In the 2015 FIFA Women’s World Cup, the U.S.’ defense got the majority of the credit for the win of the tournament. That, however, is not the case for the current World Cup. With Julie Ertz moving up to the midfield position and Crystal Dunn getting shifted to left back, the U.S. defense is in shambles, and veteran player Ali Krieger sits on the bench with wasted potential. Abby Dahlkemper keeps reminding fans how young she is to the national team today. Between getting caught watching the ball and making risky knocks against the opposing English forwards in the box, the young defender still has a lot to learn. However, if the U.S. were to shift Kelley O’Hara to left back, move Dunn back to her spot in midfield and bring Krieger on as right back, the young player would have more room to make the mistakes she did against England — but with little repercussions.   

Horan and Lavelle are filling the gaps left by retirements from the last World Cup

Ever since the retirement of Lauren Cheney and many other playmakers on the 2015 winning team, the U.S. has been trying to fill the gaps. Today’s game against England shows the vital role that Lindsey Horan and Rose Lavelle are playing to fill those gaps.

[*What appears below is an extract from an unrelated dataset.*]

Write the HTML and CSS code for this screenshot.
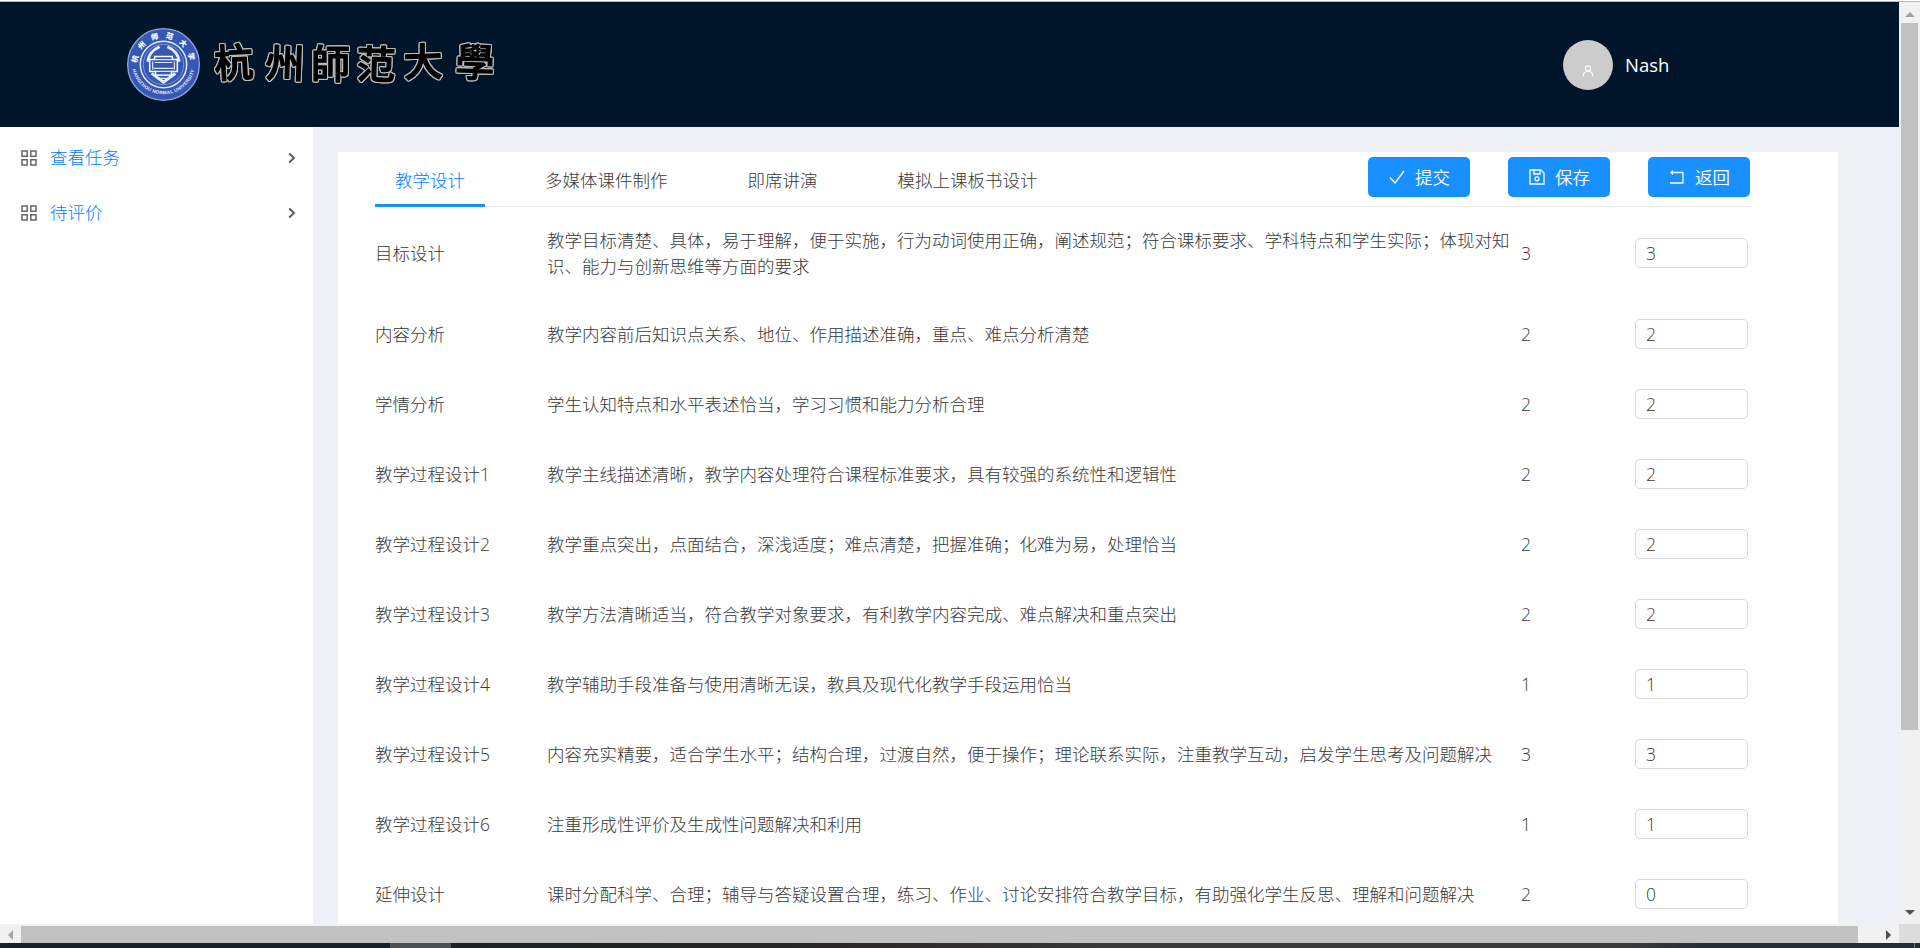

From Lindsey’s outstanding ball in to Alex Morgan that put the USWNT up 2-1 to the savvy and creative playmaking of Lavelle, these two young players are forces. Horan’s balls into the box and her life in the midfield role truly are a reminder of the role Cheney played on the team. With Lavelle’s quick and creative footwork, she is quickly rising up like current midfielder Tobin Heath. These two players were vital in the win over England, and they’ll most likely be vital in the forthcoming final match on Sunday.

That is not the passing play of a winning team

This game against England might have sent us to the finals for the World Cup, but it also showed what needs to change in order to win. Between giving up easy balls by making the wrong pass to just completely being out passed by the English team, the USWNT needs to get to work. The passing game they played did not look like a World-Cup-winning team. The U.S. needs to buckle down and work on their passes. They gave up too many easy balls by sending it right to the feet of an English player. If they perfect their passing plays, they will be stronger for the final, and it could lead to fewer shots on their own goal.

“A goalkeeper doesn’t win games. They save games.” – Hope Solo

Coming out from underneath the shadows of Hope Solo is no easy feat. With only seven appearances under her belt when Solo’s contract was terminated, Alyssa Naeher quickly rose up to the challenge that being the number one goalkeeper came with. Looking shaky in the beginning games of her first major tournament, Naeher was written off. After today’s game against England, which included a game-saving penalty kick save from the goalkeeper, it is clear Naeher is finally out of Solo’s shadow and becoming her own. While she still has a lot of growing to do in the role, after the game against England, she showed that the number one spot is hers. 

The final game of the 2019 FIFA Women’s World Cup will air Sunday at 11 a.m. on Fox.